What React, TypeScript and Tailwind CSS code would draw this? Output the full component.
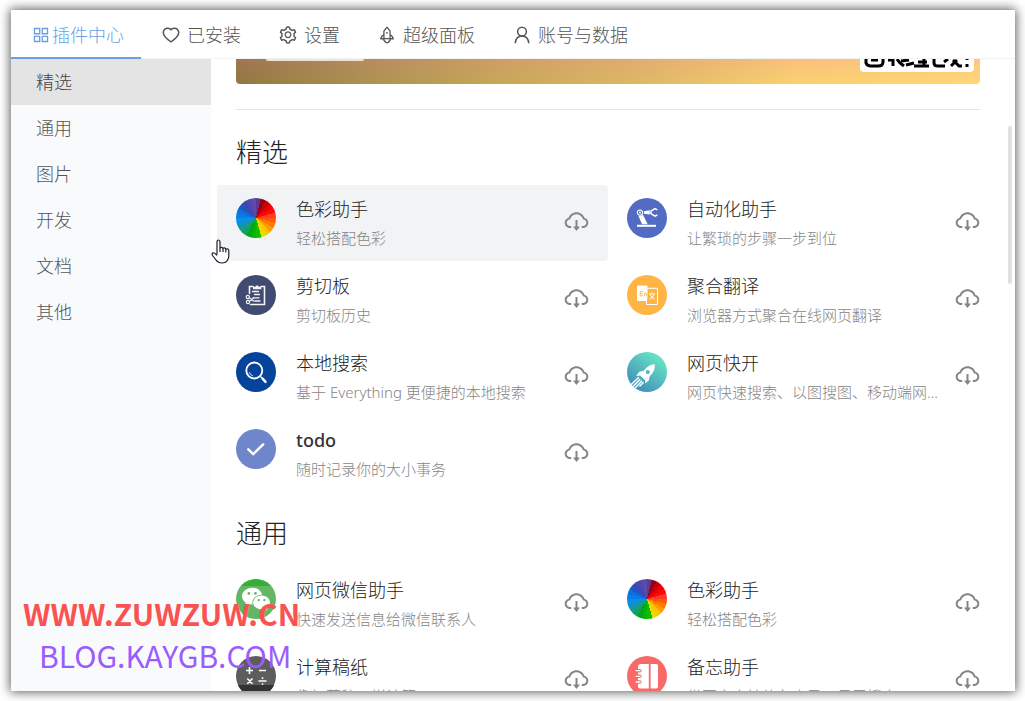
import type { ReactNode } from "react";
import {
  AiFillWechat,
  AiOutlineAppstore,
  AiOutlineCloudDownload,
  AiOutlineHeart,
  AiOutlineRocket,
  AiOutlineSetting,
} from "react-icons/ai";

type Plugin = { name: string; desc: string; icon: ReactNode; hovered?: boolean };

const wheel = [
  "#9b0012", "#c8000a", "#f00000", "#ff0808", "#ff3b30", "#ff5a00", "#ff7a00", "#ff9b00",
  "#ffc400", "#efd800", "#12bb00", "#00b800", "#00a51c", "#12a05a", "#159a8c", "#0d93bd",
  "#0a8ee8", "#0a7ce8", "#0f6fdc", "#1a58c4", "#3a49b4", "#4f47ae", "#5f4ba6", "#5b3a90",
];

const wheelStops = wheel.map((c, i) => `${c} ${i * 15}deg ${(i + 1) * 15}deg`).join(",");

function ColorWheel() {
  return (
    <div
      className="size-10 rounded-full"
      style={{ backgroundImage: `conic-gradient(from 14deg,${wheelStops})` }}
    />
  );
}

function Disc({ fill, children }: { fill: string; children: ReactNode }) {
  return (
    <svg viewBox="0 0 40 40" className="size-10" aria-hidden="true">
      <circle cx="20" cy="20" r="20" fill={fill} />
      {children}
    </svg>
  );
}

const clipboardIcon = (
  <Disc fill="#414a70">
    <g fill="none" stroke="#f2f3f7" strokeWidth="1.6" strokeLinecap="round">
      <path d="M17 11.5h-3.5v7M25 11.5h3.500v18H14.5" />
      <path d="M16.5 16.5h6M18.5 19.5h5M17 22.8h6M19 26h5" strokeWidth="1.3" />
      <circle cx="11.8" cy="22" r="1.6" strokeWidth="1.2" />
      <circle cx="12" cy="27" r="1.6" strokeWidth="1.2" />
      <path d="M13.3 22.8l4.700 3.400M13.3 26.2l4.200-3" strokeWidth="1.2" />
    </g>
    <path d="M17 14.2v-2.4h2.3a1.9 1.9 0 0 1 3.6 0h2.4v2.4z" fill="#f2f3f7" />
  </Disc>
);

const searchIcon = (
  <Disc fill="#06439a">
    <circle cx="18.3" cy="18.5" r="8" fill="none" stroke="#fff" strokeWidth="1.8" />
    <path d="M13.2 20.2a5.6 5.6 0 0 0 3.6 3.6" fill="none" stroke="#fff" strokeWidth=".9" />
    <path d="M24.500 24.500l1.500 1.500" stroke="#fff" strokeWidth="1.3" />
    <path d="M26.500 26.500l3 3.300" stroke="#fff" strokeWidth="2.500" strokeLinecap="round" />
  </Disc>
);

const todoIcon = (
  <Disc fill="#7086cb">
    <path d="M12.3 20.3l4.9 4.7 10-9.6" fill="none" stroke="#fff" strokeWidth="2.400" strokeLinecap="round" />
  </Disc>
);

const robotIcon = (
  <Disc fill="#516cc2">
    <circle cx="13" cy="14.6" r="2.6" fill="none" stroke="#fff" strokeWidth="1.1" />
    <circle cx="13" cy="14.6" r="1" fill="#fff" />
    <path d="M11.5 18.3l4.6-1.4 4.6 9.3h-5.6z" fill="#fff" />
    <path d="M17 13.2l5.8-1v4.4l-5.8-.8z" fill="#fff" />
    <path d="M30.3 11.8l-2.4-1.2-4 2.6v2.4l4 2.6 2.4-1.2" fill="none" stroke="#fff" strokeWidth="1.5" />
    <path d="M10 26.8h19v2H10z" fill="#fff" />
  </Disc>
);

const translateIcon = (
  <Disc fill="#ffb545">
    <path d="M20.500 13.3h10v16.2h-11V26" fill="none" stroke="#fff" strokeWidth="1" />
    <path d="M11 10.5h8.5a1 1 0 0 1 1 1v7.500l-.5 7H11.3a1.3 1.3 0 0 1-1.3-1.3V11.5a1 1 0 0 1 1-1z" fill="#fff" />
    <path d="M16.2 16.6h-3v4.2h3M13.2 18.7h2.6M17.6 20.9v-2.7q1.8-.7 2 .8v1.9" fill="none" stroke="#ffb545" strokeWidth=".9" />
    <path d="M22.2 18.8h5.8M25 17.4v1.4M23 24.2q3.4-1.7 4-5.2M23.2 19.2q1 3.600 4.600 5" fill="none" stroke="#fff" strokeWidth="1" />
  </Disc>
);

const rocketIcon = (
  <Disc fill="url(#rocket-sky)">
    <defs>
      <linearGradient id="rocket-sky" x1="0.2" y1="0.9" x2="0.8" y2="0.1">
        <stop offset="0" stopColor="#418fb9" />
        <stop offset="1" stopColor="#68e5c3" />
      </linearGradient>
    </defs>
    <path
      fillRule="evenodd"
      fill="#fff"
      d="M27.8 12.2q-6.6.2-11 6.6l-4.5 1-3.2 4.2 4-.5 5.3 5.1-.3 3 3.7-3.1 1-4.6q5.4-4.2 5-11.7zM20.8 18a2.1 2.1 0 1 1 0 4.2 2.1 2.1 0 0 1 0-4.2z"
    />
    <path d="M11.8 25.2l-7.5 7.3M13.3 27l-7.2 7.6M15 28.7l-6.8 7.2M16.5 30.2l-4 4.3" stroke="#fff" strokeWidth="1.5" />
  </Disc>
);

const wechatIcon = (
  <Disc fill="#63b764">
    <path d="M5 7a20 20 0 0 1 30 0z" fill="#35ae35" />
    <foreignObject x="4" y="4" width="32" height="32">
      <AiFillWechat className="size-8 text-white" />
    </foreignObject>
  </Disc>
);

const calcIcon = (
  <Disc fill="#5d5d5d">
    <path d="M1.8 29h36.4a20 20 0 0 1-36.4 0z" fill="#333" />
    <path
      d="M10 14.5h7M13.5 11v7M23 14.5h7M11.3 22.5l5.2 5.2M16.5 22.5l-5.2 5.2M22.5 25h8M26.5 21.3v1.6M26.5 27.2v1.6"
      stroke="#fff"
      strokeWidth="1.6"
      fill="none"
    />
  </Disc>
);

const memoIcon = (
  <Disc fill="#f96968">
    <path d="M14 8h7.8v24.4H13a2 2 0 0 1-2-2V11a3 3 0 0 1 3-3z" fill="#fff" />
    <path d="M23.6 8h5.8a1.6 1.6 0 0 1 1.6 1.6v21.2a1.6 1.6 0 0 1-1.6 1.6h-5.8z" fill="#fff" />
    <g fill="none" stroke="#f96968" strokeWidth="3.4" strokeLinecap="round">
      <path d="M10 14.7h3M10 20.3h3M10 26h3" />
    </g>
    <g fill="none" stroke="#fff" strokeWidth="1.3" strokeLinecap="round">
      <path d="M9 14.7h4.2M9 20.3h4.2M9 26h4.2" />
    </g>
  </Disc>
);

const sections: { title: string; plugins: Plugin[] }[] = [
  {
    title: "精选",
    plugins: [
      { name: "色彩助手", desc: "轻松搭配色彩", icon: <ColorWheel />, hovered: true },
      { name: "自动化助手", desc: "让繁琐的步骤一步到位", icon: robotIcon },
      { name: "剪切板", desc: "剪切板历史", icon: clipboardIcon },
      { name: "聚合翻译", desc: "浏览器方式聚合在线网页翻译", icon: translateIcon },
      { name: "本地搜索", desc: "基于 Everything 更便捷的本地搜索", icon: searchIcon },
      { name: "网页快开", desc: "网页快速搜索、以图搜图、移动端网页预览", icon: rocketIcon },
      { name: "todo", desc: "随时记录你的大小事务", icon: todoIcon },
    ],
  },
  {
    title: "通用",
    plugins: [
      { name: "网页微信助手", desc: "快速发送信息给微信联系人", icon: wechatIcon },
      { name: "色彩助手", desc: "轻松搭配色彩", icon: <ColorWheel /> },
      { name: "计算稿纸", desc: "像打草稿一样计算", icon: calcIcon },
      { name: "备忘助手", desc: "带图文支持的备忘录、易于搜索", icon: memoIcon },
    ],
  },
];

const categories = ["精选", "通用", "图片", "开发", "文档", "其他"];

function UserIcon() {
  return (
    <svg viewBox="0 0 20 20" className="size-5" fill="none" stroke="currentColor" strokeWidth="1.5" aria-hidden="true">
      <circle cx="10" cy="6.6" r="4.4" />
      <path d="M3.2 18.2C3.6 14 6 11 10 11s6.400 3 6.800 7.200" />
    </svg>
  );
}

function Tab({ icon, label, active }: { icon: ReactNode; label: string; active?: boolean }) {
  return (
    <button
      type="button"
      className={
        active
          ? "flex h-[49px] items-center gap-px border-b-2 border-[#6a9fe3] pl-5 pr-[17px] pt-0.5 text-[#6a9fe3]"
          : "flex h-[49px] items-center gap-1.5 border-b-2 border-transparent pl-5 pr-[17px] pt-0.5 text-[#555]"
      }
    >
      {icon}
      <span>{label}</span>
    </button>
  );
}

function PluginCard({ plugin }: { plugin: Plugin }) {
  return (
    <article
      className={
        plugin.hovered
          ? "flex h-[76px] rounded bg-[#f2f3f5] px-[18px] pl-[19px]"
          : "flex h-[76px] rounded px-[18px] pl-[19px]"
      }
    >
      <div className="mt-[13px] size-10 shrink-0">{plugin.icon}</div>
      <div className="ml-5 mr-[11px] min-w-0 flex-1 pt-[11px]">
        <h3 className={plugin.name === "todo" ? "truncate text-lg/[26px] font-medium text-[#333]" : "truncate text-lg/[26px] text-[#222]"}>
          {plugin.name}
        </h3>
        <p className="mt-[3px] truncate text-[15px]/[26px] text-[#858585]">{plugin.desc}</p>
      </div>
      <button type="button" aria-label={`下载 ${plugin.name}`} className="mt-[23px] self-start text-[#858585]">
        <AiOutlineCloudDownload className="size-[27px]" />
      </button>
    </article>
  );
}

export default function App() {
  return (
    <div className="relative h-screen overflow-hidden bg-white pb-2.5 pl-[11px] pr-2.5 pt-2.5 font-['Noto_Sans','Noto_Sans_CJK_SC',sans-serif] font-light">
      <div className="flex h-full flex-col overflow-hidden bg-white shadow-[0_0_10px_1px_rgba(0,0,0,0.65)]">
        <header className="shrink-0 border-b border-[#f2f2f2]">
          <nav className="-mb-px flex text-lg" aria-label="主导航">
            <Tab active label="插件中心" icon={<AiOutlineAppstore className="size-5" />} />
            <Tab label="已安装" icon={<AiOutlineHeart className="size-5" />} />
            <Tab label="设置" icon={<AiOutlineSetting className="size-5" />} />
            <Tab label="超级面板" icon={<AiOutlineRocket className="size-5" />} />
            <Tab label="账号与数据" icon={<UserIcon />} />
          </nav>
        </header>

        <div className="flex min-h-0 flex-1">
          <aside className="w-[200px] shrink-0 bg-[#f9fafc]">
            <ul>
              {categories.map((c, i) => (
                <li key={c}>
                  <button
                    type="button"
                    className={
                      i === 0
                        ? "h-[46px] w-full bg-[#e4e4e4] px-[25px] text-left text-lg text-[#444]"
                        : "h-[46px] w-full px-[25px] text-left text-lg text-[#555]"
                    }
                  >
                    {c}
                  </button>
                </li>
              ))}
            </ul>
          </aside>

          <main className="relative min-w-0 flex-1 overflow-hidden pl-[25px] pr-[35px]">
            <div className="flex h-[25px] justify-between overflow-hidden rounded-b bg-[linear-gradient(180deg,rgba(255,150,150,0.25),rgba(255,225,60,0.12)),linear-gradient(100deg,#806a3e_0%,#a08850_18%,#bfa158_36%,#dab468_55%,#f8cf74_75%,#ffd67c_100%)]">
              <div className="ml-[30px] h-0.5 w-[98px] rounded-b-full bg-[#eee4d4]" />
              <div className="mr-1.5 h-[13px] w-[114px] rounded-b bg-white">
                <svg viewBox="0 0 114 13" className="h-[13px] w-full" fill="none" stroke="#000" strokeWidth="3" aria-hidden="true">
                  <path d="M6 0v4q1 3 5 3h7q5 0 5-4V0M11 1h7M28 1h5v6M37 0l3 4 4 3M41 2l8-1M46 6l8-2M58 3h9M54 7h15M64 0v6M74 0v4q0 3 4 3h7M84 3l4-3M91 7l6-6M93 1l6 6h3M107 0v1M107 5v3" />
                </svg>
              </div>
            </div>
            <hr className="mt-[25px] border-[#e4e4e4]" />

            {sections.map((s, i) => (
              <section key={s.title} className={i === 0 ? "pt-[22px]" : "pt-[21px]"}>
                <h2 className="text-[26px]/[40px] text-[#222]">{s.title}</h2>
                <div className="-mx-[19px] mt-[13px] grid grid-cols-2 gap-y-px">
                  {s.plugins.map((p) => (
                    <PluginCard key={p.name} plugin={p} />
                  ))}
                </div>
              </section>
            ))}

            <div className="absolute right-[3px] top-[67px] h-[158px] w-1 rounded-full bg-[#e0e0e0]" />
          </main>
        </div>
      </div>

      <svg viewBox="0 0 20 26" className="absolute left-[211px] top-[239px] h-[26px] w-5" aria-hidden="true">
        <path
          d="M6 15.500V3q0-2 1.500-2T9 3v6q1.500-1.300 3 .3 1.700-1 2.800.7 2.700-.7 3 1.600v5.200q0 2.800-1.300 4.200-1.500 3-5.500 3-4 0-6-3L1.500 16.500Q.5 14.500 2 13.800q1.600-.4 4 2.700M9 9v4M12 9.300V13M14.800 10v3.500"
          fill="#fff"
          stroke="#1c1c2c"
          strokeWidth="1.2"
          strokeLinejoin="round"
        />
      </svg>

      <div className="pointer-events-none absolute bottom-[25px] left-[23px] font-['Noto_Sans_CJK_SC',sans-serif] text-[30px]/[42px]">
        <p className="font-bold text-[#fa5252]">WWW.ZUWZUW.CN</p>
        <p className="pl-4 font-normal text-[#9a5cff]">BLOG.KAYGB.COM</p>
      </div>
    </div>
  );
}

____________________

=== Aim ===
Begin at the top of the material above and output each line exactly, stopping after the line that holds "string; desc: string;". Leave out pictures.

=== Result for this exercise ===
What React, TypeScript and Tailwind CSS code would draw this? Output the full component.
import type { ReactNode } from "react";
import {
  AiFillWechat,
  AiOutlineAppstore,
  AiOutlineCloudDownload,
  AiOutlineHeart,
  AiOutlineRocket,
  AiOutlineSetting,
} from "react-icons/ai";

type Plugin = { name: string; desc: string; icon: ReactNode; hovered?: boolean };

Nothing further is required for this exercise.